What she was looking for was a pattern that she could discern from the pieces. She was looking for the pieces that would naturally fit together to create a pattern that made sense. Once she had decided which to keep and which to discard, she set about arranging those pieces she kept. She moved the pieces this way and that, until she decided how best to assemble them into the quilt. At this stage she made a rough layout on the floor of the bedroom, and then began the long task of making the first rough stitches to hold the pieces together. Once this had been done, and she had made any final changes to the location of the pieces, she set about the laborious task of hand-stitching them together.
I am reminded of my mother, and her construction of the quilt from the many pieces of material, as I craft this book about the future of work. It is a book that I hope will be uplifting without being ridiculously positive and Pollyanna-ish, and illustrative without being constraining. In the crafting of this book I have followed the same path my mother took as she fashioned the patchwork quilt. I have, over the years, kept many scraps of ideas and borrowed some from friends. More recently, I have assembled a wise crowd of people from across the globe to bring their insights and ideas. Then, having gone about the process of looking for patterns, I decided what to discard and what merited keeping. I have, like my mother before me, embarked on the long period of hand-stitching the pieces together to form a patchwork of the future of work. This book is the result of that long process.

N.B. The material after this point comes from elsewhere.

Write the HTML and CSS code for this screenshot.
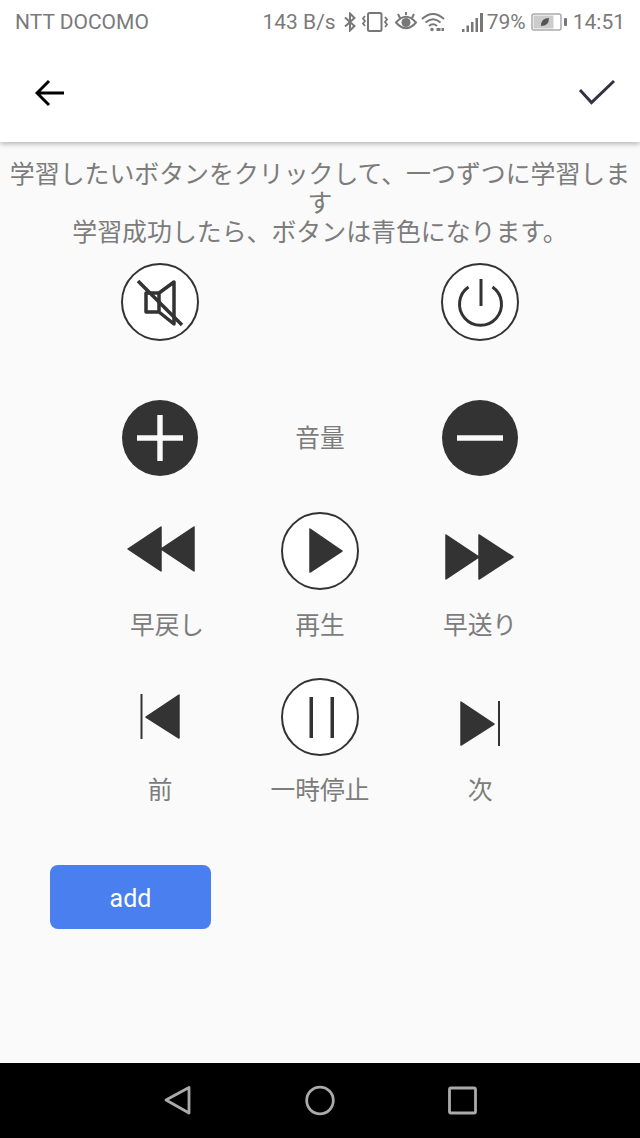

I believe passionately that the scale of change we are going through in this decade puts into stark relief many of the assumptions we have held dear about what it takes for us to be successful. It is perilous and foolhardy to ignore these changes. It is also naive to imagine that what worked for the past will work for the future. To do so puts in jeopardy our own future and the future of those we care about. Predicting the future of work, and crafting a working life that brings happiness and value, are two of the most precious gifts you can give yourself and those you care about. Don’t leave it too late to make the decision to think and to act.